Today, the slow and methodical art of platinum printing is practiced by only a handful of master photographers, which would suggest that Shillea, 72, is an outlier in the age of selfies and digital photography. Yet a recent retrospective of his work at Santa Bannon Fine Art in Bethlehem revealed an artist who is not afraid to take risks by combining cutting-edge technology with what he calls “the pure photographic process” of making platinum prints.
Giving a tour of the exhibition on a rainy winter afternoon, Shillea pointed out his earliest, brightly colored paintings and drawings from the ’60s, inspired by the Vietnam War and the Beatles. Much of the show, however, is devoted to his muted monochromatic platinum photographs, including evocative portraits of his wife (and gallery principal) Santa Bannon, still life studies and landscapes.
Perhaps Shillea’s best-known photographs are his portraits of famous Americans including President Ronald Reagan, civil rights activist Coretta Scott King and actor Sissy Spacek, some of which are in the collection of the Smithsonian Museum’s National Portrait Gallery and the Museum of African American History and Culture. The show comes full circle with newer mixed media works.
For a first-time viewer, though, the portraits of famous Americans might best illustrate the beauty of platinum prints, with their rich, velvety texture and contrasting shades of black, gray and white. In these portraits, which look more like etchings than photographs, the sitter is shown as formally posed against a painted canvas backdrop Shillea used for every portrait. Yet the portraits also capture “the essence of their life,” as he puts it, in their posture and dress and the way they gaze at the viewer.
To create a platinum print, Shillea uses a 100-year-old wood-and-brass view camera set on a tripod, so shooting a picture is a painstakingly slow process. “It’s not click-click-click blasting,” Shillea says. “It’s more like a painter working with a model, a collaborative effort.” This allows him time to establish a relationship with the subject — the only exception was when he photographed President Ronald Reagan and the secret service ushered him out of the Oval Office after only a half hour.
In the 1985 portrait of Coretta Scott King, for example, taken in her hotel suite in Washington, D.C., it wasn’t clear at first what she should wear. King suggested a power suit, but Shillea preferred she not look like a businesswoman. After some discussion, she pulled out a traditional royal African robe she had received on a recent trip to the continent.
In the portrait, she appears serene and dignified in the floor-length outfit as she sits in a comfortable chair. (King’s youngest daughter, Bernice, used the portrait in a tweet on Martin Luther King Day 2019, unfortunately without acknowledging Shillea as the photographer.)

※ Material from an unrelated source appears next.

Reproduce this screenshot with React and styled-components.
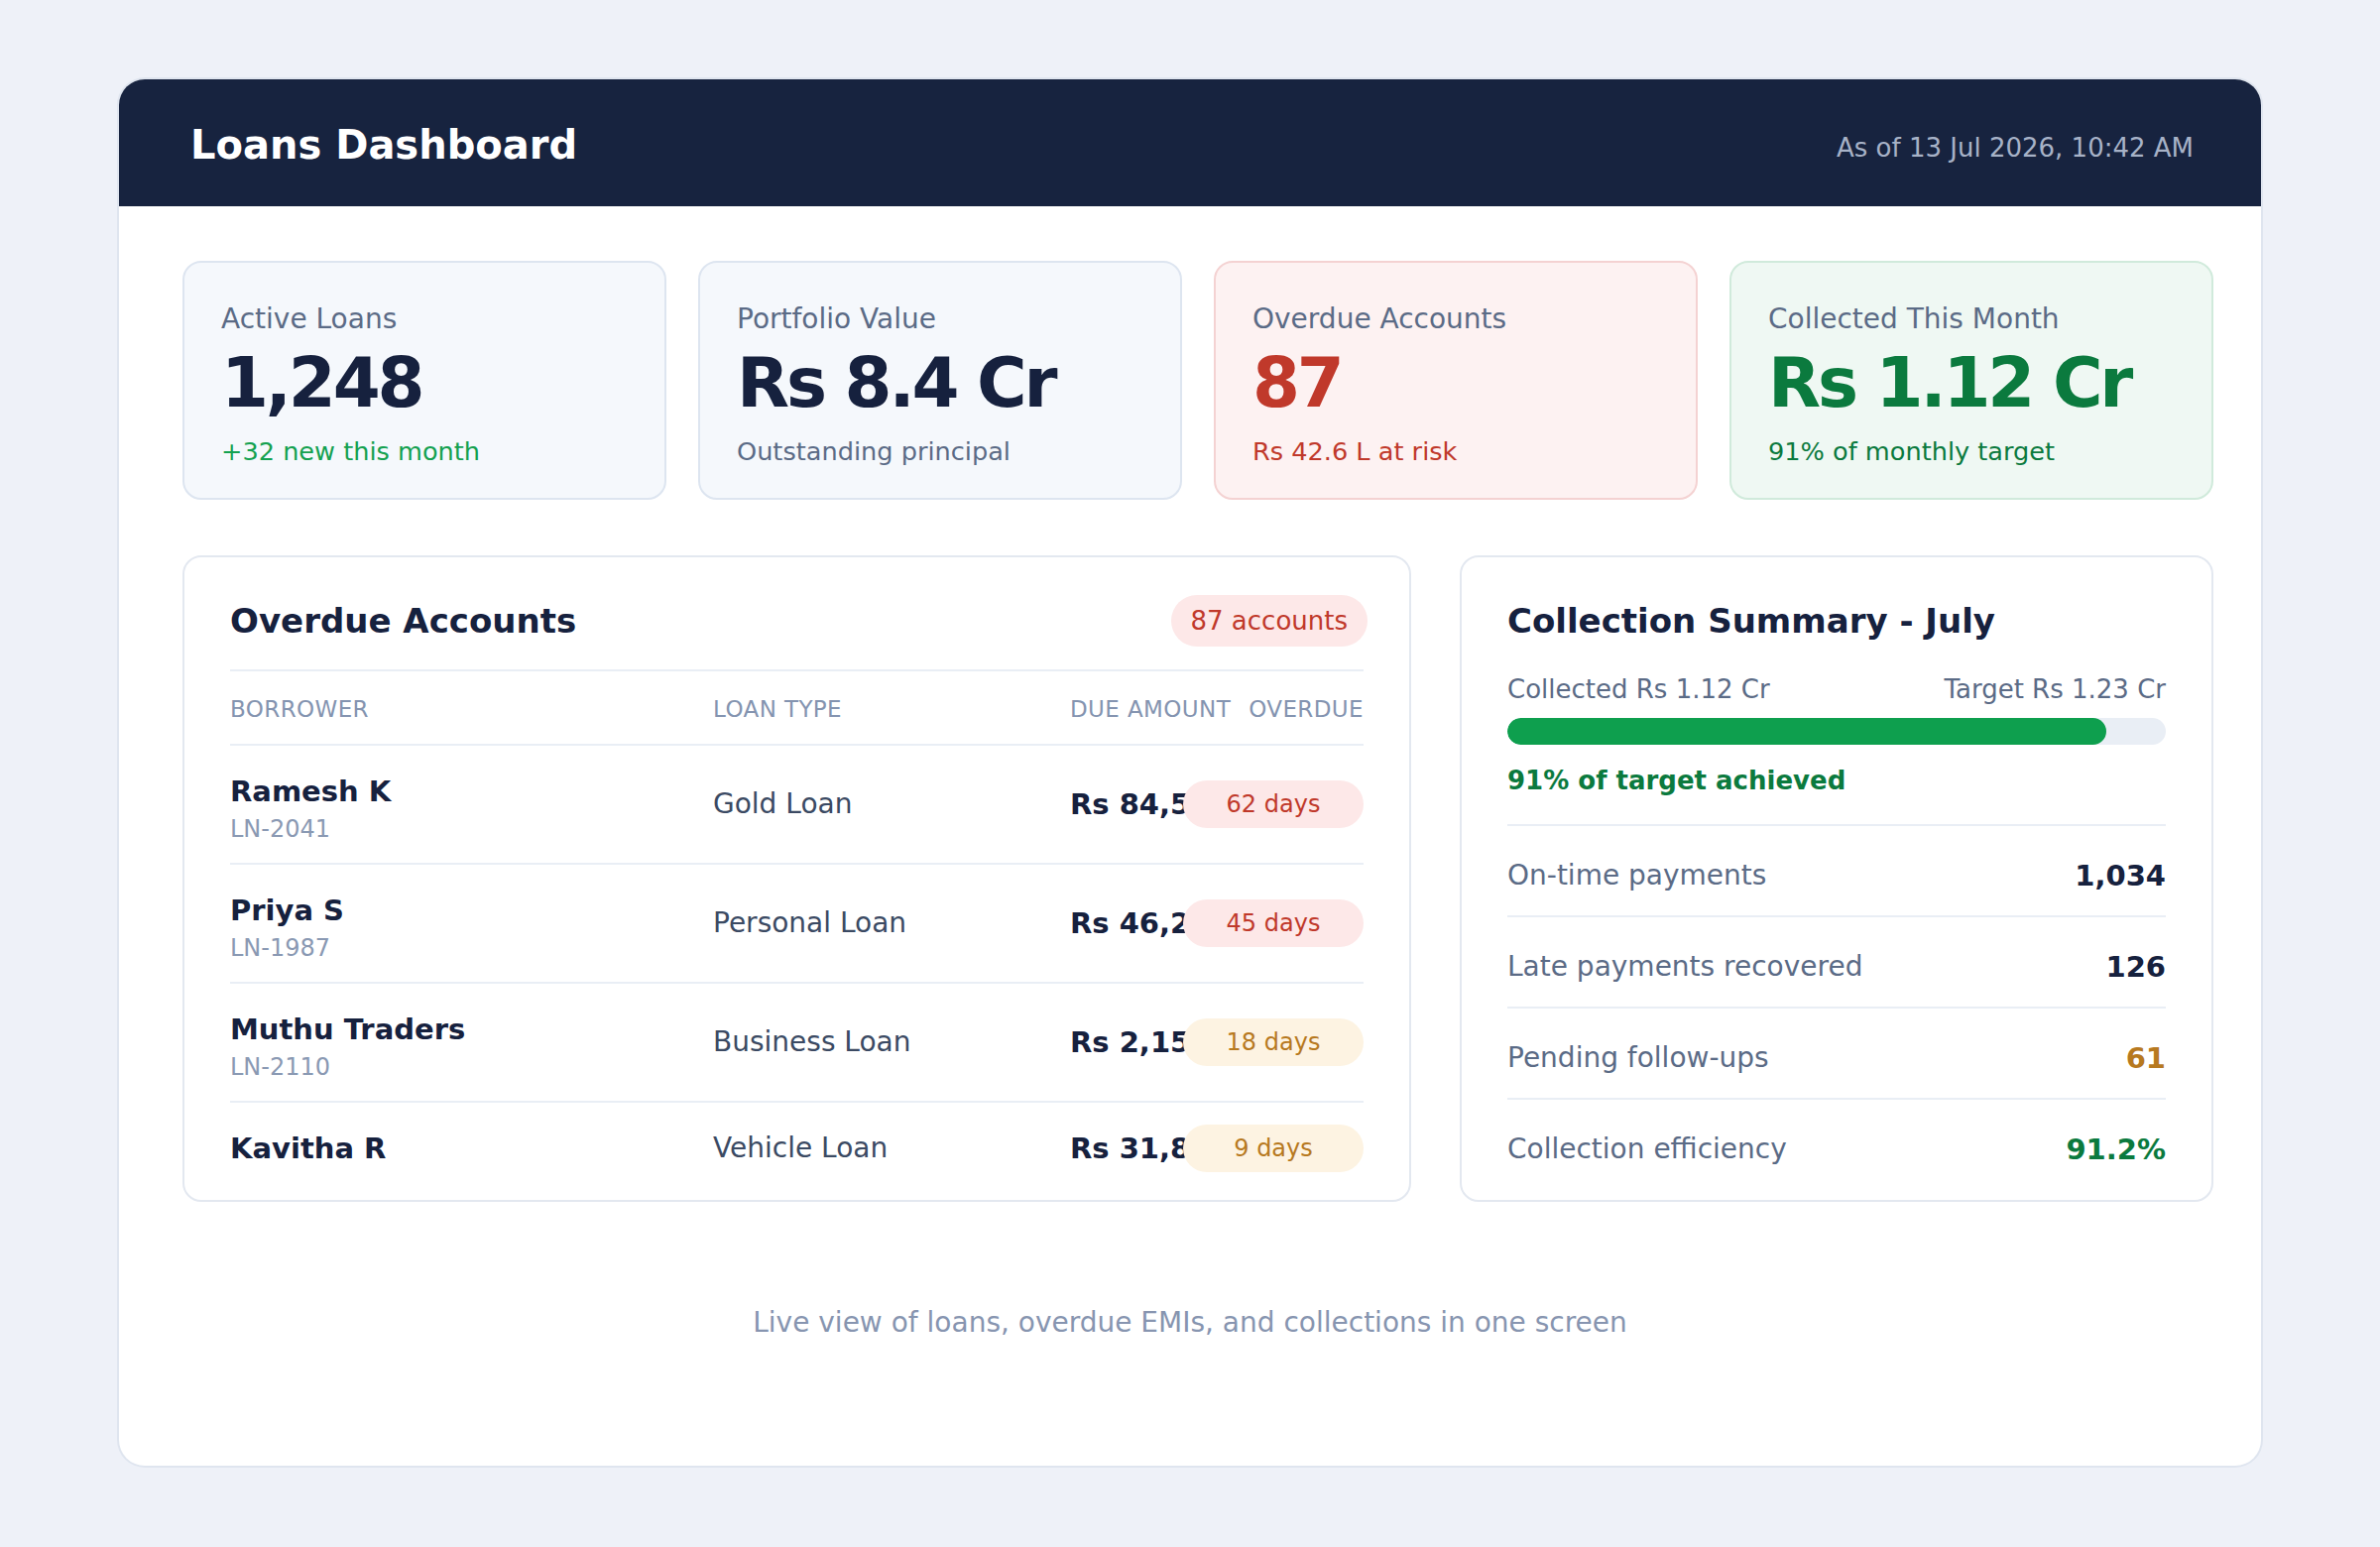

For the Sissy Spacek portraits, Shillea spent time at the actor’s horse farm in Virginia. She too had just come back from a trip — to China — and for her portrait they decided she should wear a traditional, Chinese-inspired black dress she had brought back.
In several images, we see Spacek standing next to a simple Shaker chair, her hand resting on its high back. She has a severe expression on her face rather than a celebrity’s smile. “When you see the portrait of Sissy — with the chair, the clothing, the background and the lighting — you see everything,” Shillea explains. “The picture is a sum of the parts of who she is.”
Developing a platinum print is as time-consuming as shooting the picture. Chemicals are hand mixed and brushed on archival paper and exposed to ultraviolet light, and the image is first seen only faintly until it is developed in a chemical solution of potassium oxalate to reveal the full image. It might take entire days to print a limited edition of photographs, as the artist manipulates each image with a few drops of the right sensitizer chemicals to add warmth or greater tonal contrast to the print.
The process, Shillea says, “brings together craft, chemistry, science and art” so that each individual print becomes a unique object.
Platinum prints are also incorporated into his newer, inkjet-printed mixed media projects. In these he often repurposes his vintage platinum photographs from 30 years ago with his recent digital photographs or images from, say, the Sistine Chapel, shot on a recent trip to Italy, or appropriated shots of Japanese Kabuki artists or sumo wrestlers seen on a trip to Japan.
Shillea says he is entirely comfortable with this new technology — he teaches a class in digital photography at NCC — and is intrigued by the possibilities it offers for experimentation and the evolution of the medium.
For his next projects, Shillea wants to explore Chinese and Indian art to inspire new mixed media images he will combine with platinum prints. “The strength of digital photography is that it gives artists a chance to blend different media to create something new,” he says. ”I wonder what Alfred Stieglitz would do with this new type of photography?”
[Published in the Summer 2019 Northampton Community College Magazine.]